Sanofi splashes US$180 million worth of investment in French AI startup Owkin

FRANCE – Sanofi has announced an equity investment of US$180 million in French startup Owkin, whose predictive algorithms aim to improve cancer research and development.

According to company co-founder and CEO Thomas Clozel, the deal gives Sanofi a stake of between 10% and 15% in Owkin and elevates Owkin to the status of “unicorn” – a startup company valued at more than US$1 billion.

Arnaud Robert, Sanofi’s chief digital officer, oversaw the transaction, which also included a partnership in which Owkin agreed to build prognostic models and help evaluate the response to treatment against four types of cancer using its platform.

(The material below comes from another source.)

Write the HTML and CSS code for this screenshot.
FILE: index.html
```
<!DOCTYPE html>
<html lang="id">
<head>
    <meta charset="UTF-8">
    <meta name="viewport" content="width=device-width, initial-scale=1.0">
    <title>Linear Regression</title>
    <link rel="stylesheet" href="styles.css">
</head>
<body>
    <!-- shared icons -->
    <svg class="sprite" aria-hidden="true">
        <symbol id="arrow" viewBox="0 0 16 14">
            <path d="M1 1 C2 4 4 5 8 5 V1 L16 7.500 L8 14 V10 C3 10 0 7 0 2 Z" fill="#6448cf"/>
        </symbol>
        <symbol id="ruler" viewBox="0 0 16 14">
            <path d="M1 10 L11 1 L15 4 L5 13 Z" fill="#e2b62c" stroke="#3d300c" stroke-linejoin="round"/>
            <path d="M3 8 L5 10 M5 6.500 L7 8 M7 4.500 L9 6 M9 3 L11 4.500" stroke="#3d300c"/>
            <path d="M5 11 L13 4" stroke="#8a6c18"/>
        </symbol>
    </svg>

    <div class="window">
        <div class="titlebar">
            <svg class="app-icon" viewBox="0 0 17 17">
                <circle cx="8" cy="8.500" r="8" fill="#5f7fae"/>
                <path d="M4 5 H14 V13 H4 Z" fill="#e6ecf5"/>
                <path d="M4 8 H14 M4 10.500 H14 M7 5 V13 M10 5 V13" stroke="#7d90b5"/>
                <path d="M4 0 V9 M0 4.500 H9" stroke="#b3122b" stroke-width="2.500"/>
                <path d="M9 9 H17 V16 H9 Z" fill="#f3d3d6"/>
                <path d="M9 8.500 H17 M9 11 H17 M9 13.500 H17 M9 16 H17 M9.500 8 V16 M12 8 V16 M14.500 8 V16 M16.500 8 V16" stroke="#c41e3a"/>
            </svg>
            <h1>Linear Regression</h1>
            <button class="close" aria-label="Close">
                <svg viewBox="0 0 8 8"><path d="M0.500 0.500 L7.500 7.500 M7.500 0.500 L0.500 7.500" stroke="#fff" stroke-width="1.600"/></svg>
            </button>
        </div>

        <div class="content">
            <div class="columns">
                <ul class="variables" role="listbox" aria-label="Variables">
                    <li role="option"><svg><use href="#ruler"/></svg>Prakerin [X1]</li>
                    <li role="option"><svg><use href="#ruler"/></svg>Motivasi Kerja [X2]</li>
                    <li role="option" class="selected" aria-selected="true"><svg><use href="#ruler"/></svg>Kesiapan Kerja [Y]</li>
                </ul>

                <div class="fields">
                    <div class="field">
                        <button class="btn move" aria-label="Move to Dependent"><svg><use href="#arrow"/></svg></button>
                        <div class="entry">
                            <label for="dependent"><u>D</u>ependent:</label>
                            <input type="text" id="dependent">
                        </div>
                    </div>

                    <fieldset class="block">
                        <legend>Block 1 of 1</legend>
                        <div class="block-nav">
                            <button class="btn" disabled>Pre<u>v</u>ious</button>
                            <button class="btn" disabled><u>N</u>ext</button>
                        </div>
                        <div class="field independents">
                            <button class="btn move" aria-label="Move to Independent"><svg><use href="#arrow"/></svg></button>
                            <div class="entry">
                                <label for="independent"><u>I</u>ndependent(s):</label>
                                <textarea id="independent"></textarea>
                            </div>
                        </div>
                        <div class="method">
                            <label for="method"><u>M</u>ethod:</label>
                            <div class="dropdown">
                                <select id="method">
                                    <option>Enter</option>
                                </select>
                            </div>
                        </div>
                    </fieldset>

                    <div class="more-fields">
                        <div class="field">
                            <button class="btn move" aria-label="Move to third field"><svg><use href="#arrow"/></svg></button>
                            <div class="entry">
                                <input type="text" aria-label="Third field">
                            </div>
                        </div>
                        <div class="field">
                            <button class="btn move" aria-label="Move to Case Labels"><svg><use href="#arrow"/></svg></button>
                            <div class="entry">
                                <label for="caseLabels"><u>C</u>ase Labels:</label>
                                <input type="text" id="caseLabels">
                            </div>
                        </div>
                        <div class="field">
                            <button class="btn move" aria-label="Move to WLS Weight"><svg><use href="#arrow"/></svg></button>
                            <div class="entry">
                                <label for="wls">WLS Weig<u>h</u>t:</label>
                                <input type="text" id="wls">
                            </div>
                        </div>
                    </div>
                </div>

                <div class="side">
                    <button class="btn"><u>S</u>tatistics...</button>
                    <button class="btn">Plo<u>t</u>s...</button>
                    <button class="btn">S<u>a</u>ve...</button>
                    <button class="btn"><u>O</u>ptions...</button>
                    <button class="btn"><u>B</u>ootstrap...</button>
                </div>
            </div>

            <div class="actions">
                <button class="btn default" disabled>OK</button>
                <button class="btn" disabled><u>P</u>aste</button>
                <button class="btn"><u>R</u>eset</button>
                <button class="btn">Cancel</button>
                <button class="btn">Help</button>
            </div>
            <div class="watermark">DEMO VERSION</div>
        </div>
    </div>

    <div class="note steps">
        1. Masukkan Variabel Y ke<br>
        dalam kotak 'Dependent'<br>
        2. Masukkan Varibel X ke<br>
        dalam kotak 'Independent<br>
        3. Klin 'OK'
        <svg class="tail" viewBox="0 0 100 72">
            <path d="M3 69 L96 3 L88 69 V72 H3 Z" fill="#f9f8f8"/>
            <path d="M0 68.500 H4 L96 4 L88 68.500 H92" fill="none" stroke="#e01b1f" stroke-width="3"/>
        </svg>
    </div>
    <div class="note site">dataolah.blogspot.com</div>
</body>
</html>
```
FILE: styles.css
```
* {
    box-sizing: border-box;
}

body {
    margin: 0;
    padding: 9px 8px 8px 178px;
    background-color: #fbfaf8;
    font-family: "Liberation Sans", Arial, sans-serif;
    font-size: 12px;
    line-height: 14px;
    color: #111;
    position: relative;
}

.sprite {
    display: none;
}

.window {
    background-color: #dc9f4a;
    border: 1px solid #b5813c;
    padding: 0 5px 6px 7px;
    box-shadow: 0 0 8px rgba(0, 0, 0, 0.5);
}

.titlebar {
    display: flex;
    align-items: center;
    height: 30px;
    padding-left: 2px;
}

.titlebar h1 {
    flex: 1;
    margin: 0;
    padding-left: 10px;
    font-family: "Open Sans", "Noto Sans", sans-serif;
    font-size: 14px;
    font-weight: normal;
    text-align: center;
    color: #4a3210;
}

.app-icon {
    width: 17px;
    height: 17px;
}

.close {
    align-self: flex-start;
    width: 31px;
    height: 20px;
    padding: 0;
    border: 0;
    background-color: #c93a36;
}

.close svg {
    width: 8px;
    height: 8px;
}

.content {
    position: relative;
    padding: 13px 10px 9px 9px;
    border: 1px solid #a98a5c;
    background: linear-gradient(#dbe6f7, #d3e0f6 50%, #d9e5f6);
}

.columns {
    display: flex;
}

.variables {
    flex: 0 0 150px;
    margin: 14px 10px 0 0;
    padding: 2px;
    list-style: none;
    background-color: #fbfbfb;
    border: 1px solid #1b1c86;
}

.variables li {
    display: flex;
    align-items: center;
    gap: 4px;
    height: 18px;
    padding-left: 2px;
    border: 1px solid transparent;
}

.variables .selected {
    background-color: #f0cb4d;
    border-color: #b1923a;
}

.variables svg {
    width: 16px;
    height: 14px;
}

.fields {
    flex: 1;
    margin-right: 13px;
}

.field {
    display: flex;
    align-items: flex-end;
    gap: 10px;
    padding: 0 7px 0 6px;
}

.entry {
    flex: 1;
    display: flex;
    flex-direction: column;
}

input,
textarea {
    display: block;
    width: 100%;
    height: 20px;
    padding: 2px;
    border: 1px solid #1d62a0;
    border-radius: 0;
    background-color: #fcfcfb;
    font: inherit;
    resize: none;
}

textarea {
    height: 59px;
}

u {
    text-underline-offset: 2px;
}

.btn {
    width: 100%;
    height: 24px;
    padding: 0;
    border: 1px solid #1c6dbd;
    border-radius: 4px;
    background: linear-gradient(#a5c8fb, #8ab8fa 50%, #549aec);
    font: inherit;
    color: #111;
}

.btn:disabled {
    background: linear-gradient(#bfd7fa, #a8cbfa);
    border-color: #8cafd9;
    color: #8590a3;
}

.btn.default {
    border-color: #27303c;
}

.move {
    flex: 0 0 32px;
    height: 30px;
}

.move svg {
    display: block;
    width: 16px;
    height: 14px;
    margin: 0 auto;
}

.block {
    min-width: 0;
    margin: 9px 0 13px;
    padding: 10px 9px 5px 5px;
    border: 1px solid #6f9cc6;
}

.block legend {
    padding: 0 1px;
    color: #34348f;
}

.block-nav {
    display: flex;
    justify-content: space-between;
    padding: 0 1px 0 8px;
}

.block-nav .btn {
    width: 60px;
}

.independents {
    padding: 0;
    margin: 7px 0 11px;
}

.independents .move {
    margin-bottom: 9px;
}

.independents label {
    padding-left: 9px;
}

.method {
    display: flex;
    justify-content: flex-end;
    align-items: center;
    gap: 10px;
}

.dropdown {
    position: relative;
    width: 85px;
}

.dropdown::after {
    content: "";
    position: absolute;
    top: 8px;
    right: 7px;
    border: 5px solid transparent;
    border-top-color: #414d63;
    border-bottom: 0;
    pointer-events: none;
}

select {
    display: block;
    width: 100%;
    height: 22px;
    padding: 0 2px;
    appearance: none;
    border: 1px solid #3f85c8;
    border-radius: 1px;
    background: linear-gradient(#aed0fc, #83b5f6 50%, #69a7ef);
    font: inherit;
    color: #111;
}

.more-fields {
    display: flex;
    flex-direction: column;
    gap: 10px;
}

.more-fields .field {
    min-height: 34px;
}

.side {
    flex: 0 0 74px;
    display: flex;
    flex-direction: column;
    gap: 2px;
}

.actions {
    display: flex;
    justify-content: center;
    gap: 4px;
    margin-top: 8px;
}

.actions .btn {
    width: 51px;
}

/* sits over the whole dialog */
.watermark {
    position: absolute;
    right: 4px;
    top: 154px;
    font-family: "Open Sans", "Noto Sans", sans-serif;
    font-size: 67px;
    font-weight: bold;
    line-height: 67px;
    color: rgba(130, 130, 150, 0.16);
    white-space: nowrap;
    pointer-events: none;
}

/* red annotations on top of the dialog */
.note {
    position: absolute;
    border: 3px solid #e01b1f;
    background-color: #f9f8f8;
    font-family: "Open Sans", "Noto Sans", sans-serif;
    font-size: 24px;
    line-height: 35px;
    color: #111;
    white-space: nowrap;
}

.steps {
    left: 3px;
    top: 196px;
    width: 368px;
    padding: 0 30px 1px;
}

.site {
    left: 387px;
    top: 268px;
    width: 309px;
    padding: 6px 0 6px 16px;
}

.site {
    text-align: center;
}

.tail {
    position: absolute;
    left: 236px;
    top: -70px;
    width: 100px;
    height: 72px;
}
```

Sanofi said it would pay Owkin US$90 million up front for the first three years of their collaboration. If Owkin’s biomedical models are successful, the pharmaceutical company will make additional payments.

Owkin, which is also based in Paris, created its algorithms and artificial intelligence platform by deploying them in medical and research facilities.

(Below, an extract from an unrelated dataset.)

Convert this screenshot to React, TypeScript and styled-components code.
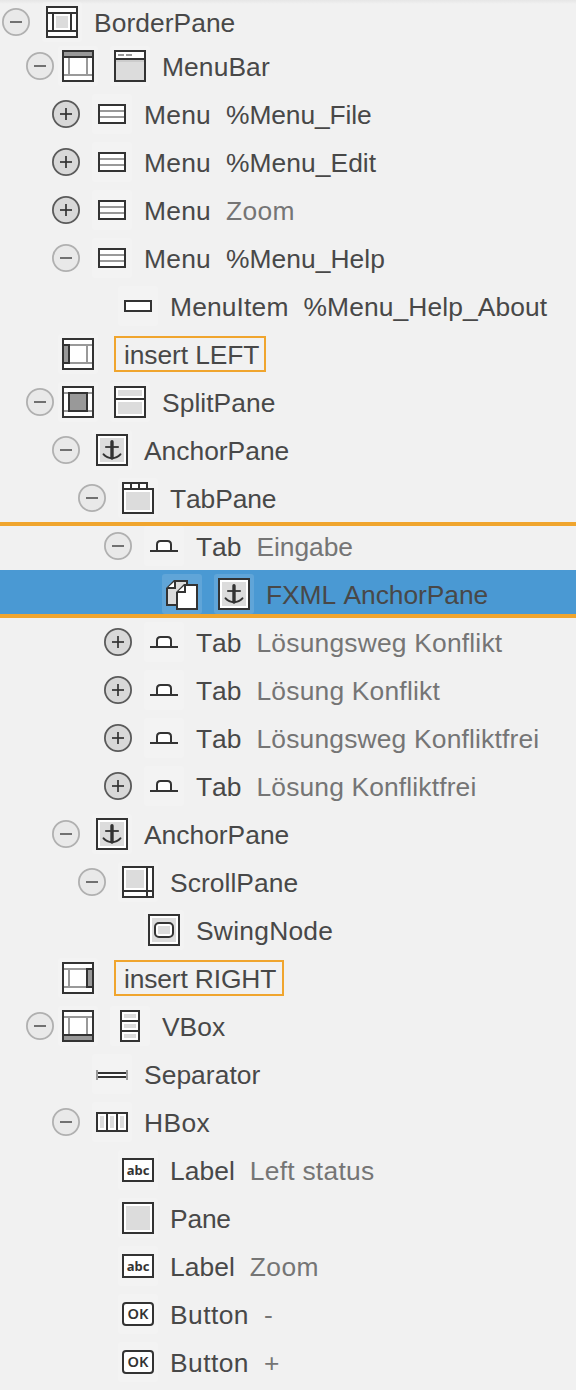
import React from "react";
import styled, { createGlobalStyle, css } from "styled-components";

const DARK = "#333333";
const MID = "#999999";
const LIGHT = "#dcdcdc";
const ORANGE = "#f0a52e";

const GlobalStyle = createGlobalStyle`
  body {
    margin: 0;
    background: #f1f1f1;
  }
`;

const Tree = styled.div`
  display: flex;
  flex-direction: column;
  width: 576px;
  height: 1390px;
  overflow: hidden;
  background: linear-gradient(#e6e6e6, #f1f1f1 4px);
  font-family: "Liberation Sans", Arial, sans-serif;
  font-size: 26.4px;
  line-height: 30px;
  color: #484848;
`;

const Row = styled.div<{ $level: number; $selected?: boolean; $edge?: "top" | "bottom" }>`
  display: flex;
  align-items: center;
  flex: none;
  box-sizing: border-box;
  height: ${(p) => (p.$level === 0 ? 42 : 48)}px;
  padding-top: ${(p) => (p.$level === 0 ? 2 : 0)}px;
  padding-left: ${(p) => (p.$level === 0 ? 2 : p.$level * 26)}px;
  white-space: pre;
  ${(p) => p.$selected && css`background: #4a99d3;`}
  ${(p) => p.$edge === "top" && css`box-shadow: inset 0 4px ${ORANGE};`}
  ${(p) => p.$edge === "bottom" && css`box-shadow: inset 0 -4px ${ORANGE};`}
`;

const ToggleSlot = styled.div<{ $tight: boolean }>`
  flex: none;
  width: 28px;
  height: 28px;
  margin-right: ${(p) => (p.$tight ? 4 : 12)}px;
`;

const Tile = styled.div<{ $selected?: boolean }>`
  display: grid;
  place-items: center;
  flex: none;
  width: 40px;
  height: 40px;
  margin-right: 12px;
  border-radius: 3px;
  background: rgba(255, 255, 255, ${(p) => (p.$selected ? 0.12 : 0.18)});
`;

const Title = styled.span<{ $tracking: number }>`
  padding-top: 2px;
  font-kerning: none;
  letter-spacing: ${(p) => p.$tracking}px;
`;

const Detail = styled(Title)<{ $muted: boolean }>`
  margin-left: 15px;
  color: ${(p) => (p.$muted ? "#757575" : "inherit")};
`;

const InsertBox = styled.div<{ $width: number }>`
  box-sizing: border-box;
  width: ${(p) => p.$width}px;
  height: 36px;
  margin-left: 4px;
  padding: 2px 0 0 8px;
  border: 2px solid ${ORANGE};
`;

const Svg = styled.svg`
  display: block;
`;

const Toggle = ({ open }: { open: boolean }) => (
  <Svg width="28" height="28" viewBox="0 0 28 28" fill="none">
    <circle cx="14" cy="14" r="13.1" fill={open ? "#e9e9e9" : "#d8d8d8"} stroke={open ? "#b0b0b0" : "#5a5a5a"} strokeWidth="1.8" />
    <path d="M8 14H20" stroke={open ? "#5c5c5c" : "#333"} strokeWidth="1.7" />
    {!open && <path d="M14 8V20" stroke="#333" strokeWidth="1.7" />}
  </Svg>
);

const Frame = ({ x = 0, y = 0, w = 32, h = 32, fill = "#fff", rx = 0 }) => (
  <rect x={x + 1} y={y + 1} width={w - 2} height={h - 2} rx={rx} fill={fill} stroke={DARK} strokeWidth="2" />
);

const Fill = ({ x = 4, y = 4, w = 24, h = 24, c = LIGHT }) => <rect x={x} y={y} width={w} height={h} fill={c} />;

const ICONS: Record<string, React.ReactNode> = {
  border: (
    <>
      <Frame />
      <path d="M2 7H30M2 25H30M7 8V24M25 8V24" stroke={DARK} strokeWidth="2" />
      <Fill x={10} y={10} w={12} h={12} />
    </>
  ),
  regionTop: (
    <>
      <Frame />
      <path d="M7 8V24M25 8V24M2 25H30" stroke={MID} strokeWidth="2" />
      <Fill x={2} y={2} w={28} h={4} c={MID} />
      <Fill x={2} y={6} w={28} h={2} c={DARK} />
    </>
  ),
  regionBottom: (
    <>
      <Frame />
      <path d="M7 8V24M25 8V24M2 7H30" stroke={MID} strokeWidth="2" />
      <Fill x={2} y={26} w={28} h={4} c={MID} />
      <Fill x={2} y={24} w={28} h={2} c={DARK} />
    </>
  ),
  regionLeft: (
    <>
      <Frame />
      <path d="M8 7H30M8 25H30M25 8V24" stroke={MID} strokeWidth="2" />
      <Frame x={0} y={6} w={8} h={20} fill={MID} />
    </>
  ),
  regionRight: (
    <>
      <Frame />
      <path d="M2 7H24M2 25H24M7 8V24" stroke={MID} strokeWidth="2" />
      <Frame x={24} y={6} w={8} h={20} fill={MID} />
    </>
  ),
  regionCenter: (
    <>
      <Frame />
      <path d="M2 7H30M2 25H30" stroke={MID} strokeWidth="2" />
      <Frame x={6} y={6} w={20} h={20} fill={MID} />
    </>
  ),
  menuBar: (
    <>
      <Frame />
      <Fill x={2} y={10} w={28} h={20} />
      <Fill x={2} y={10} w={28} h={2} c="#cccccc" />
      <path d="M2 9H30" stroke={DARK} strokeWidth="2" />
      <path d="M4 5H10M12 5H18" stroke={MID} strokeWidth="2" />
    </>
  ),
  menu: (
    <>
      <Frame x={2} y={6} w={28} h={20} />
      <path d="M4 13H28M4 19H28" stroke={MID} strokeWidth="2" />
    </>
  ),
  menuItem: <Frame x={2} y={10} w={28} h={12} />,
  split: (
    <>
      <Frame />
      <path d="M2 13H30" stroke={DARK} strokeWidth="2" />
      <Fill h={6} />
      <Fill y={16} h={12} />
    </>
  ),
  anchor: (
    <>
      <Frame />
      <Fill />
      <path d="M16 7.7V24" stroke={DARK} strokeWidth="3.4" strokeLinecap="round" />
      <path d="M9.2 13H22.8" stroke={DARK} strokeWidth="1.8" />
      <path d="M7.6 20.4C12 25.4 20 25.4 24.4 20.4" stroke={DARK} strokeWidth="2.1" strokeLinecap="round" />
    </>
  ),
  tabPane: (
    <>
      <Frame w={26} h={8} />
      <path d="M9 1V7M17 1V7" stroke={DARK} strokeWidth="2" />
      <Frame y={6} h={26} />
      <Fill y={10} h={18} />
    </>
  ),
  tab: (
    <>
      <path d="M9 21V14.5Q9 11 12.5 11H19.5Q23 11 23 14.5V21" fill="#fff" stroke={DARK} strokeWidth="2" />
      <path d="M2 21H30" stroke={DARK} strokeWidth="2" />
    </>
  ),
  files: (
    <>
      <path d="M1 10.4L8.4 3H21V27H1Z" fill={LIGHT} stroke={DARK} strokeWidth="2" />
      <path d="M1.5 10H9V3" fill="#fff" stroke={DARK} strokeWidth="2" />
      <path d="M11 14.4L18.4 7H31V31H11Z" fill="#fff" stroke={DARK} strokeWidth="2" />
      <path d="M11.5 14H19V7" fill="#fff" stroke={DARK} strokeWidth="2" />
    </>
  ),
  scroll: (
    <>
      <Frame />
      <path d="M25 2V30M2 25H30" stroke={DARK} strokeWidth="2" />
      <Fill w={18} h={18} />
    </>
  ),
  swing: (
    <>
      <Frame />
      <Fill />
      <Frame x={6} y={8} w={20} h={16} rx={4} />
      <Fill x={10} y={12} w={12} h={8} />
    </>
  ),
  vbox: (
    <>
      <Frame x={6} w={20} />
      <path d="M8 11H24M8 21H24" stroke={DARK} strokeWidth="2" />
      <Fill x={10} y={4} w={12} h={4} />
      <Fill x={10} y={14} w={12} h={4} />
      <Fill x={10} y={24} w={12} h={4} />
    </>
  ),
  hbox: (
    <>
      <Frame y={6} h={20} />
      <path d="M11 8V24M21 8V24" stroke={DARK} strokeWidth="2" />
      <Fill x={4} y={10} w={4} h={12} />
      <Fill x={14} y={10} w={4} h={12} />
      <Fill x={24} y={10} w={4} h={12} />
    </>
  ),
  separator: (
    <>
      <Fill x={2} y={14} w={28} h={6} c="#fff" />
      <path d="M2 15H30M2 19H30" stroke={DARK} strokeWidth="2" />
      <path d="M1 12V22M31 12V22" stroke={MID} strokeWidth="2" />
    </>
  ),
  label: (
    <>
      <Frame y={4} h={24} />
      <text x="16" y="21.3" textAnchor="middle" fontFamily="'Noto Sans', sans-serif" fontSize="13" fontWeight="700" fill={DARK}>abc</text>
    </>
  ),
  pane: (
    <>
      <Frame />
      <Fill />
    </>
  ),
  button: (
    <>
      <Frame y={4} h={24} rx={3} />
      <text x="16" y="21.3" textAnchor="middle" fontFamily="'Noto Sans', sans-serif" fontSize="14.6" fontWeight="600" fill={DARK}>OK</text>
    </>
  ),
};

const Icon = ({ name }: { name: string }) => (
  <Svg width="32" height="32" viewBox="0 0 32 32" fill="none">{ICONS[name]}</Svg>
);

interface Node {
  level: number;
  open?: boolean;
  region?: string;
  icon?: string;
  title?: string;
  track?: number;
  detail?: string;
  detailTrack?: number;
  insert?: string;
  insertWidth?: number;
  selected?: boolean;
  edge?: "top" | "bottom";
}

const NODES: Node[] = [
  { level: 0, open: true, icon: "border", title: "BorderPane", track: 0.05 },
  { level: 1, open: true, region: "regionTop", icon: "menuBar", title: "MenuBar", track: 0.1 },
  { level: 2, open: false, icon: "menu", title: "Menu", track: 0.25, detail: "%Menu_File", detailTrack: -0.1 },
  { level: 2, open: false, icon: "menu", title: "Menu", track: 0.25, detail: "%Menu_Edit", detailTrack: 0.05 },
  { level: 2, open: false, icon: "menu", title: "Menu", track: 0.25, detail: "Zoom", detailTrack: 0.3 },
  { level: 2, open: true, icon: "menu", title: "Menu", track: 0.25, detail: "%Menu_Help", detailTrack: 0.05 },
  { level: 3, icon: "menuItem", title: "MenuItem", track: 0.15, detail: "%Menu_Help_About", detailTrack: 0.1 },
  { level: 1, region: "regionLeft", insert: "insert LEFT", track: -0.1, insertWidth: 152 },
  { level: 1, open: true, region: "regionCenter", icon: "split", title: "SplitPane", track: 0.05 },
  { level: 2, open: true, icon: "anchor", title: "AnchorPane", track: 0 },
  { level: 3, open: true, icon: "tabPane", title: "TabPane", track: -0.1 },
  { level: 4, open: true, icon: "tab", title: "Tab", track: 0, detail: "Eingabe", detailTrack: -0.05, edge: "top" },
  { level: 5, region: "files", icon: "anchor", title: "FXML AnchorPane", track: -0.05, selected: true, edge: "bottom" },
  { level: 4, open: false, icon: "tab", title: "Tab", track: 0, detail: "Lösungsweg Konflikt", detailTrack: 0.2 },
  { level: 4, open: false, icon: "tab", title: "Tab", track: 0, detail: "Lösung Konflikt", detailTrack: 0.2 },
  { level: 4, open: false, icon: "tab", title: "Tab", track: 0, detail: "Lösungsweg Konfliktfrei", detailTrack: 0.18 },
  { level: 4, open: false, icon: "tab", title: "Tab", track: 0, detail: "Lösung Konfliktfrei", detailTrack: 0.15 },
  { level: 2, open: true, icon: "anchor", title: "AnchorPane", track: 0 },
  { level: 3, open: true, icon: "scroll", title: "ScrollPane", track: 0.05 },
  { level: 4, icon: "swing", title: "SwingNode", track: 0.25 },
  { level: 1, region: "regionRight", insert: "insert RIGHT", track: -0.15, insertWidth: 170 },
  { level: 1, open: true, region: "regionBottom", icon: "vbox", title: "VBox", track: 0 },
  { level: 2, icon: "separator", title: "Separator", track: 0.05 },
  { level: 2, open: true, icon: "hbox", title: "HBox", track: 0.4 },
  { level: 3, icon: "label", title: "Label", track: 0.05, detail: "Left status", detailTrack: 0.25 },
  { level: 3, icon: "pane", title: "Pane", track: -0.2 },
  { level: 3, icon: "label", title: "Label", track: 0.05, detail: "Zoom", detailTrack: 0.4 },
  { level: 3, icon: "button", title: "Button", track: 0.45, detail: "-", detailTrack: 0 },
  { level: 3, icon: "button", title: "Button", track: 0.45, detail: "+", detailTrack: 0 },
];

const TreeRow = ({ node }: { node: Node }) => (
  <Row $level={node.level} $selected={node.selected} $edge={node.edge}>
    <ToggleSlot $tight={!!node.region}>{node.open !== undefined && <Toggle open={node.open} />}</ToggleSlot>
    {node.region && (
      <Tile $selected={node.selected}>
        <Icon name={node.region} />
      </Tile>
    )}
    {node.icon && (
      <Tile $selected={node.selected}>
        <Icon name={node.icon} />
      </Tile>
    )}
    {node.insert && (
      <InsertBox $width={node.insertWidth ?? 152}>
        <Title $tracking={node.track ?? 0}>{node.insert}</Title>
      </InsertBox>
    )}
    {node.title && <Title $tracking={node.track ?? 0}>{node.title}</Title>}
    {node.detail && (
      <Detail $tracking={node.detailTrack ?? 0} $muted={!node.detail.startsWith("%")}>
        {node.detail}
      </Detail>
    )}
  </Row>
);

export default function App() {
  return (
    <>
      <GlobalStyle />
      <Tree>
        {NODES.map((node, i) => (
          <TreeRow key={i} node={node} />
        ))}
      </Tree>
    </>
  );
}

It installs and runs servers locally in each of the data centers that have agreed to allow access to their data – the essential raw material from which Owkin’s algorithms sharpen their analytical capabilities.

This means that data pools aren’t centralized on a single platform, but instead remain in the hands of each individual hospital or research facility, according to Owkin.

The process, though costly, ensures that the medical data are kept locally and lowers the risks of any hacking.

In other related news, Sanofi Genzyme has agreed to pay US$180 million to resolve a dispute with Taiwanese company over patents aimed at treating a rare neuromuscular disease, ending a longstanding arbitration over royalties.

Genzyme initiated the initial arbitration after disputing its European royalty obligations for patents used in the treatment of Pompe disease, an inherited, progressive, and often fatal disease that affects one in every 40,000 newborns worldwide.

According to International CSRC, Genzyme later initiated a separate arbitration claiming that Genzyme’s U.S. royalty obligation expired on July 10, 2021, rather than February 26, 2023.

The drug’s sales increased by 8.4 percent at constant currency to 749 million euros (US$842 million) in the first nine months of 2021.

Lumizyme, also known as Myozyme, was discovered by Duke University researchers thanks to the efforts of Taiwanese scientist Yuan-Tsong Chen and colleagues.

Synpac hired Genzyme to develop the drug after acquiring the intellectual property in 2000. According to a previous Genzyme securities filing, Genzyme is supposed to pay Synpac royalties on Lumizyme net sales ranging from the mid-single digits to the mid-teens, depending on patent coverage in a specific country.

Lumizyme is currently the most valuable asset in Sanofi’s rare disease portfolio, with third-quarter sales of 266 million euros (US$298.55 million) representing a 10.4 percent increase at constant exchange rates, driven by new patients starting treatment.

Sanofi launched Nexviazyme, another Pompe therapy, in the United States in August for late-onset disease.

A phase 3 trial evaluating long-term enzyme replacement therapy in infantile-onset Pompe disease is currently underway at the French pharmaceutical company.